Jaipur was my favorite of the three Golden Triangle cities. It’s somewhat known for its textiles and crafts, which make it a great shopping spot, but it has this charming vibe that was missing from Delhi and Agra. It didn’t hurt that we had our first solid dose of sun since arriving and the temperatures were hovering right around perfection.** It’s called the Pink City because the buildings in the central city were painted pink to honor Prince Edward’s visit in 1876.
- Jantar Mantar is a collection of massive outdoor astronomy instruments and another World Heritage site. The one pictured above is the world’s largest sundial, accurate to the second. There are instruments for tracking the heavenly bodies, including each constellation of the zodiac.
- Amer Fort was the capital for the Rajput clan and built by the commander of Akbar’s army. You can ride elephants to get from the parking lot up to the fort high on its hill. Spoiler alert: riding an elephant is not as cool as it sounds, but you have do it for the photo alone. The fort is a maze of beautiful structures, including one structure that’s covered with mirrors. And unlike historical spots in America where you’re prohibited from doing and touching all the things, you’re pretty much given free reign to run around and climb whatever you please in India. Amer Fort makes for great views of surrounding vistas during some mean games of hide and seek. With monkeys. Spoiler alert: Monkeys are mean.
Mumbai, aka Bombay
Mumbai is my favorite. It’s this nifty mix of traditional India, Britain colonialism and a cosmopolitan big city. It’s a pain in the ass to navigate because of crippling traffic that is unlike any other traffic in the country. It has beaches and a tropical disposition. We spent much of our time participating in the three days of wedding festivities and recovering from the wedding festivities, but we managed to squeeze in a day tour of the city and a day trip away from the city.

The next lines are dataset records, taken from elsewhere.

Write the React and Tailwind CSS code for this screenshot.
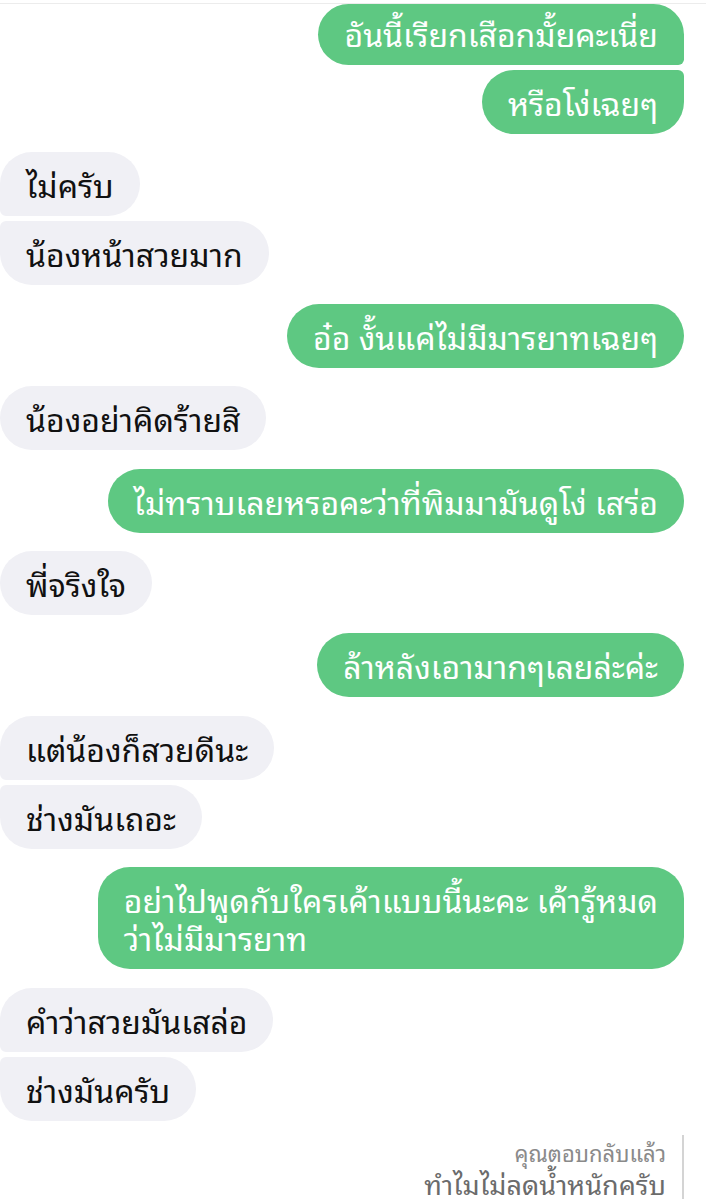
import React from "react";

const messages = [
  { side: "me", group: ["อันนี้เรียกเสือกมั้ยคะเนี่ย", "หรือโง่เฉยๆ"] },
  { side: "them", group: ["ไม่ครับ", "น้องหน้าสวยมาก"] },
  { side: "me", group: ["อ๋อ งั้นแค่ไม่มีมารยาทเฉยๆ"] },
  { side: "them", group: ["น้องอย่าคิดร้ายสิ"] },
  { side: "me", group: ["ไม่ทราบเลยหรอคะว่าที่พิมมามันดูโง่ เสร่อ"] },
  { side: "them", group: ["พี่จริงใจ"] },
  { side: "me", group: ["ล้าหลังเอามากๆเลยล่ะค่ะ"] },
  { side: "them", group: ["แต่น้องก็สวยดีนะ", "ช่างมันเถอะ"] },
  { side: "me", group: [["อย่าไปพูดกับใครเค้าแบบนี้นะคะ เค้ารู้หมด", "ว่าไม่มีมารยาท"]] },
  { side: "them", group: ["คำว่าสวยมันเสล่อ", "ช่างมันครับ"] },
];

const font = {
  fontFamily:
    '"Noto Sans Thai Looped", "Noto Looped Thai", Loma, Garuda, Sarabun, "Noto Sans Thai", "Noto Sans", sans-serif',
};

function cornerClass(side, i, n) {
  // grouped bubbles get tight corners where they touch
  const first = i === 0;
  const last = i === n - 1;
  if (side === "me") {
    if (n === 1) return "rounded-[32px]";
    if (first) return "rounded-l-[32px] rounded-tr-[32px] rounded-br-[6px]";
    if (last) return "rounded-l-[32px] rounded-tr-[6px] rounded-br-[32px]";
    return "rounded-l-[32px] rounded-r-[6px]";
  }
  if (n === 1) return "rounded-[32px]";
  if (first) return "rounded-r-[32px] rounded-tl-[32px] rounded-bl-[6px]";
  if (last) return "rounded-r-[32px] rounded-tl-[6px] rounded-bl-[32px]";
  return "rounded-r-[32px] rounded-l-[6px]";
}

const Bubble = ({ side, text, corners, top }) => {
  const lines = Array.isArray(text) ? text : [text];
  const tone =
    side === "me"
      ? "bg-[#5ec882] text-white self-end"
      : "bg-[#f0f0f5] text-[#111111] self-start";
  const pad = top ? "pt-[10px] pb-[13px]" : "py-[13px]";
  return (
    <div className={`${tone} ${corners} ${pad} px-[26px] text-[32px] leading-[38px]`}>
      {lines.map((l, k) => (
        <div key={k} className="whitespace-nowrap">
          {l}
        </div>
      ))}
    </div>
  );
};

export default function App() {
  return (
    <div className="w-[706px] h-[1199px] overflow-hidden bg-white" style={font}>
      <div className="h-[3px]" />
      <div className="h-px bg-[#ececec]" />
      <div className="flex flex-col gap-[18.4px] pr-[22px]">
        {messages.map((m, idx) => (
          <div key={idx} className="flex flex-col gap-[5px]">
            {m.group.map((t, i) => (
              <Bubble
                key={i}
                side={m.side}
                text={t}
                top={idx === 0 && i === 0}
                corners={cornerClass(m.side, i, m.group.length)}
              />
            ))}
          </div>
        ))}
        <div className="flex justify-end items-stretch gap-[16px] -mt-[4px]">
          <div className="flex flex-col items-end pt-[4px]">
            <div className="text-[22px] leading-[26px] text-[#8a8a8a]">คุณตอบกลับแล้ว</div>
            <div className="text-[27px] leading-[36px] text-[#6b6b6b]">ทำไมไม่ลดน้ำหนักครับ</div>
          </div>
          <div className="w-[2px] bg-[#d4d4d4] h-[80px]" />
        </div>
      </div>
    </div>
  );
}
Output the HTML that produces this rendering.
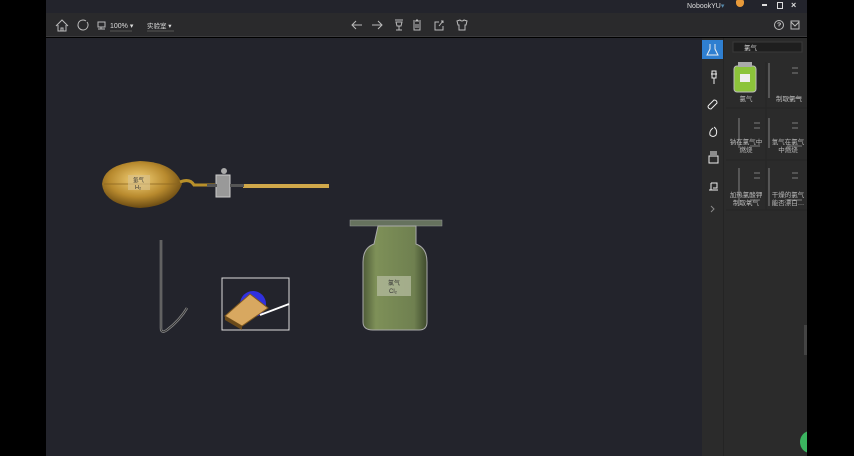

- Churchgate Terminus or Victoria Terminus. You’ve probably heard about how crazy the Indian train systems are, but you really have to ride or at least see it to understand. Enter the Churchgate and Victoria stations for free and just watch a train arrival. Indian math = there’s always room for one more. Victoria Terminus is the more beautiful one, Churchgate is probably the more accessible one. And if you’ve seen Slumdog Millionaire, you might already be familiar with Churchgate.
- Gateway of India/Taj Mahal Palace Hotel is probably the most touristy spot in Mumbai. The Gateway of India is a monument built by the British, for the British, but it’s still a popular spot for Indians to visit — Indians love to take photos with Westerners, and we had our pictures made at least a dozen times here. The Taj is a beautiful, British colonial-style building and the chic place to stay in Mumbai. It was one of the sites of the 2008 terrorist attacks, and there is a heavy security presence around it. It houses the lone Starbucks we saw during our trip.
- Marine Drive is where you can really appreciate the coastal ambiance of Mumbai. It’s known as the Queen’s Necklace because of how the streetlights along the road appear as a strand of pearls when lit. There is some expensive real estate along this drive.
- Mumbai rush hour — this is kind of unfair because you’re going to be forced to live it if you visit Mumbai. It’s fascinating to witness in that it will change your perspective of bad traffic, no matter where you live; just make sure someone else is driving. It took us two hours to get 12km after our day tour. Yes, you can walk faster than that, but you probably wouldn’t choose to walk it.
- Elephanta Island and Caves require a ferry trip, which is an experience in and of itself (especially getting on and off the boat). The caves are a World Heritage site which feature elaborate carvings of structures and images of Hindu gods. They’re perched high upon some hills and provide a great view of the entire island and the waters and lands nearby. The half-day trip is a nice getaway from the city, though just as crazy as any experience in India. And the monkeys, oh lord, the monkeys.
Click photos to embiggen and see captions
There are so many more places we didn’t get a chance to fully explore or visit that are worth seeing. One of the unfortunate things about visiting India is that you have to pick and choose — there is no way to do and see it all unless you choose to make a long-term visit.
*While in India, you get used to a lower threshold of cleanliness. You get used to taking off your shoes, eating off dirty dishes, etc. It’s not an option, you just get used to it.
**The notion that India is extremely hot all of the time is a false one. It is extremely hot all of the time during the summer. In the winter, its prevailing characteristic is fog, and that fog is omnipresent — the fog and the pollution are the reason for the haziness in most of my photos. While we were in the north, I needed at least a light cardigan every day and several mornings required my fleece jacket. The fog burned off and the temperatures warmed up a bit in Mumbai, though it was never hotter than an early summer day in the South.